In order to control the Tail Air you’ll need to connect it to your phone or computer instead of using physical buttons on the device. Some people might bemoan having to use their phone all the time and want most of the controls directly on the device itself. However, I rarely find myself without one of those two devices, and I'm definitely not without one during a shoot or a live stream. The ability of being able to use the Tail Air on the go is worth it, I think.
According to OBSBOT, the Tail Air utilizes a sophisticated AI algorithm to monitor individuals' movements. The camera goes beyond mere tracking, identifying subjects even when they disappear from the frame and then reappear. This capability extends to movements behind objects or someone leaving the room, thanks to its impressive tracking speed of up to 120° of rotation per second.
Connectivity options are diverse, including USB-C, Micro HDMI, WiFi, and wired Ethernet via an adapter, ensuring a strong and smooth signal. This flexibility accommodates users' preferences for seamless connectivity in various scenarios.
AI is the driving force behind the camera's notable features, including the AI Director Grids found on the OBSBOT mobile app. These grids offer different frames of focus, allowing users to effortlessly switch from a close-up facial shot to a full-body panorama with a single tap. Notably, the Obsbot Tail Air records video in 4K and dynamically crops it to a 1080p frame in real time. Despite this, considering that most live streams are conducted in 1080p, users aren't sacrificing much in terms of quality for the sake of impressive framing.
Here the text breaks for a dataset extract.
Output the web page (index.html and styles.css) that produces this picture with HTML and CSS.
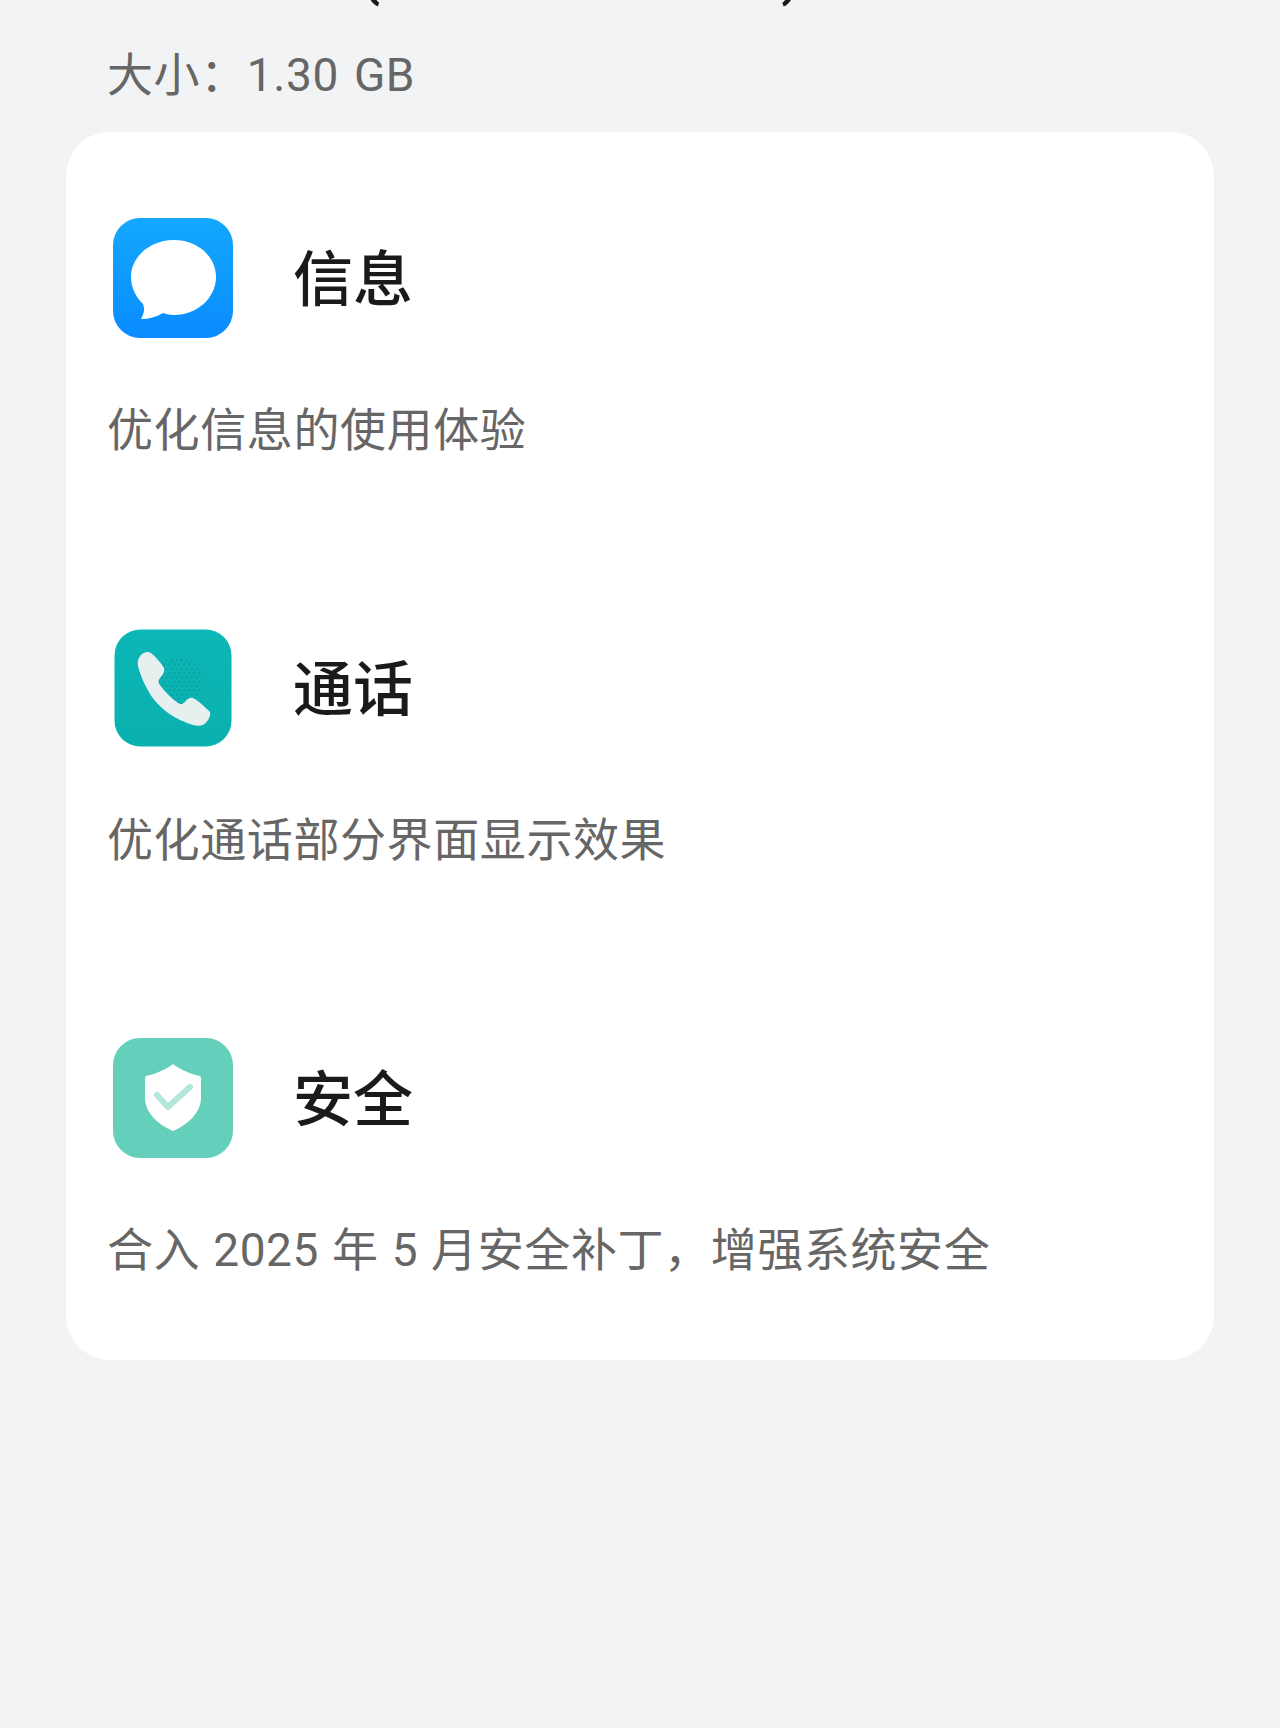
FILE: index.html
```html
<!DOCTYPE html>
<html lang="zh-CN">
<head>
    <meta charset="UTF-8">
    <meta name="viewport" content="width=device-width, initial-scale=1.0">
    <title>更新日志</title>
    <link rel="stylesheet" href="styles.css">
</head>
<body>

    <!-- Heading is cut off by the top of the screen, only the bracket tails show -->
    <div class="cut-title">
        <span>(</span>
        <span>)</span>
    </div>

    <p class="size">大小：1.30 GB</p>

    <div class="card">

        <div class="item">
            <div class="item-head">
                <svg class="app-icon" viewBox="0 0 120 120">
                    <defs>
                        <linearGradient id="blue" x1="0" y1="0" x2="0" y2="1">
                            <stop offset="0" stop-color="#14a8fd"/>
                            <stop offset="1" stop-color="#0a8bff"/>
                        </linearGradient>
                    </defs>
                    <rect width="120" height="120" rx="27" fill="url(#blue)"/>
                    <path d="M61 22C84 22 103 38 103 59C103 80 84 97 61 97C57 97 53 96 50 95C43 99 36 101 28 101C31 96 32 91 30 86C23 79 18 70 18 59C18 38 38 22 61 22Z" fill="#fff"/>
                </svg>
                <h2>信息</h2>
            </div>
            <p class="desc">优化信息的使用体验</p>
        </div>

        <div class="item">
            <div class="item-head">
                <svg class="app-icon" viewBox="0 0 120 120">
                    <defs>
                        <linearGradient id="teal" x1="0" y1="0" x2="0" y2="1">
                            <stop offset="0" stop-color="#0cb7b7"/>
                            <stop offset="1" stop-color="#09b0ae"/>
                        </linearGradient>
                        <pattern id="dots" width="5" height="8.6" patternUnits="userSpaceOnUse">
                            <circle cx="1.2" cy="2.1" r="1" fill="#089a99"/>
                            <circle cx="3.7" cy="6.4" r="1" fill="#089a99"/>
                        </pattern>
                    </defs>
                    <rect x="1.5" y="1.5" width="117" height="117" rx="26" fill="url(#teal)"/>
                    <circle cx="65" cy="53" r="24" fill="url(#dots)"/>
                    <path d="M28 27C31 24 35 23 38 25C43 29 48 35 51 40C52 43 50 47 47 50C45 52 45 55 47 57C52 64 58 70 65 75C67 77 70 76 72 74C74 71 77 69 80 70C86 73 92 79 97 84C98 88 95 94 90 97C87 98 84 98 80 97C64 92 49 83 39 69C32 58 27 47 25 38C24 34 25 30 28 27Z" fill="#e6f0ee"/>
                </svg>
                <h2>通话</h2>
            </div>
            <p class="desc">优化通话部分界面显示效果</p>
        </div>

        <div class="item">
            <div class="item-head">
                <svg class="app-icon" viewBox="0 0 120 120">
                    <rect width="120" height="120" rx="27" fill="#64d0bb"/>
                    <path d="M60 26C68 32 78 36 87 38C88 39 88 40 88 42V60C88 75 74 87 60 93C46 87 32 75 32 60V42C32 40 32 39 33 38C42 36 52 32 60 26Z" fill="#fff"/>
                    <path d="M44 57L55 69L77 49" fill="none" stroke="#b4e6da" stroke-width="6" stroke-linecap="round" stroke-linejoin="round"/>
                </svg>
                <h2>安全</h2>
            </div>
            <p class="desc">合入 2025 年 5 月安全补丁，增强系统安全</p>
        </div>

    </div>

</body>
</html>
```

FILE: styles.css
```css
body {
    margin: 0;
    background-color: #f2f3f5;
    font-family: 'Roboto', 'Noto Sans CJK SC', sans-serif;
}
.cut-title {
    display: flex;
    gap: 401px;
    height: 8px;
    padding-left: 362px;
    overflow: hidden;
    color: #1a1a1a;
    font-size: 52px;
    font-weight: 700;
    line-height: 8px;
}
.cut-title span {
    display: block;
    margin-top: -26px;
}
.size {
    margin: 36px 0 0 107px;
    color: #666;
    font-size: 46px;
    letter-spacing: 0.6px;
    word-spacing: 3px;
    line-height: 62px;
}
.card {
    width: 1148px;
    height: 1228px;
    box-sizing: border-box;
    margin: 26px 0 0 66px;
    padding: 86px 47px 0;
    background-color: #fff;
    border-radius: 44px;
}
.item {
    height: 410px;
}
.item-head {
    display: flex;
    align-items: center;
    gap: 60px;
}
.app-icon {
    width: 120px;
    height: 120px;
    flex-shrink: 0;
}
.item-head h2 {
    margin: 6px 0 0;
    color: #1a1a1a;
    font-size: 60px;
    font-weight: 500;
    line-height: 80px;
}
.desc {
    margin: 60px 0 0 -6px;
    color: #666;
    font-size: 46px;
    letter-spacing: 0.6px;
    word-spacing: 1px;
    line-height: 64px;
}
```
For those not interested in plugging into one of the best gaming PCs and streaming from home, the camera provides a built-in microSD slot for recording footage directly to a memory card. Its internal battery offers approximately two hours of use, slightly less when operating in 4K, and takes an hour and a half to recharge. The possibility of indefinite use with USB power during operation is an added convenience.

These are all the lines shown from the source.